Truckers ticketed amid push for safety

By Carl Clutchey
Local Journalism Initiative Reporter
The Chronicle-Journal

Despite assurances from the province this month that it’s stepping up road-safety measures on major Northern routes, provincial police continue to spot and pull unsafe and “defective” heavy trucks off the roads.

On Saturday morning in the Nipigon area, an OPP officer patrolling on Highway 11-17 observed a transport truck with two wheels missing from its trailer, a provincial news release said.

A 59-year-old Winnipeg trucker was ticketed under Ontario’s Highway Traffic Act with driving a truck with separated wheels and driving a commercial vehicle without a required inspection, the news release said.

Later the same morning, police said, officers received a report of another transport travelling on Highway 11 near Beardmore with missing wheels and tires.

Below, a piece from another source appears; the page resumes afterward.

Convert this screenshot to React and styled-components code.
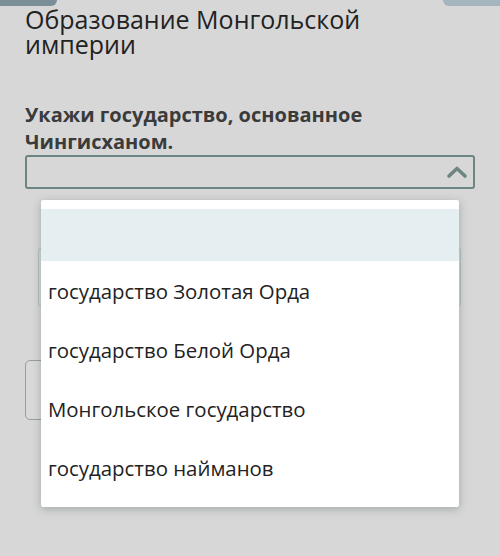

The truck was stopped and its driver, a 24-year-old Toronto-area resident, was ticketed for driving with parts and wheels separated or detached, failing to accurately complete an under-vehicle inspection report and operating an unsafe commercial vehicle, the news release said.

An inspection on the truck “revealed multiple defects, resulting in the removal of the vehicle’s (licence) plates,” police said.

None of the offences in both cases have been proven in court.

“The OPP investigates thousands of preventable CMV (commercial motor vehicle) collisions every year, making this a serious road safety issue,” the OPP news release said.

Last week, the province said it will increase the number of transportation enforcement officers working along Northern Ontario main routes, and deploy two “mobile inspection support units” this spring to improve safety along the region’s notorious Highway 11-17 corridor.

The measures, along with other pledges, include “improved” signage on the occasionally hair-raising Trans-Canada Highway route.

The province also said it plans to step up “enforcement blitzes along the Highway 11-17 corridor between truck inspection stations to ensure trucks are safe and drivers follow the rules of the road.”

It also said it would refurbish a truck inspection station in Hearst.

In the last two years, the province has come under fire from truck-safety advocates as well as opposition MPPs, including the NDP’s Lise Vaugeois (Thunder Bay-Superior North), for not increasing the operating hours of a new Highway 11-17 truck inspection station just east of Thunder Bay.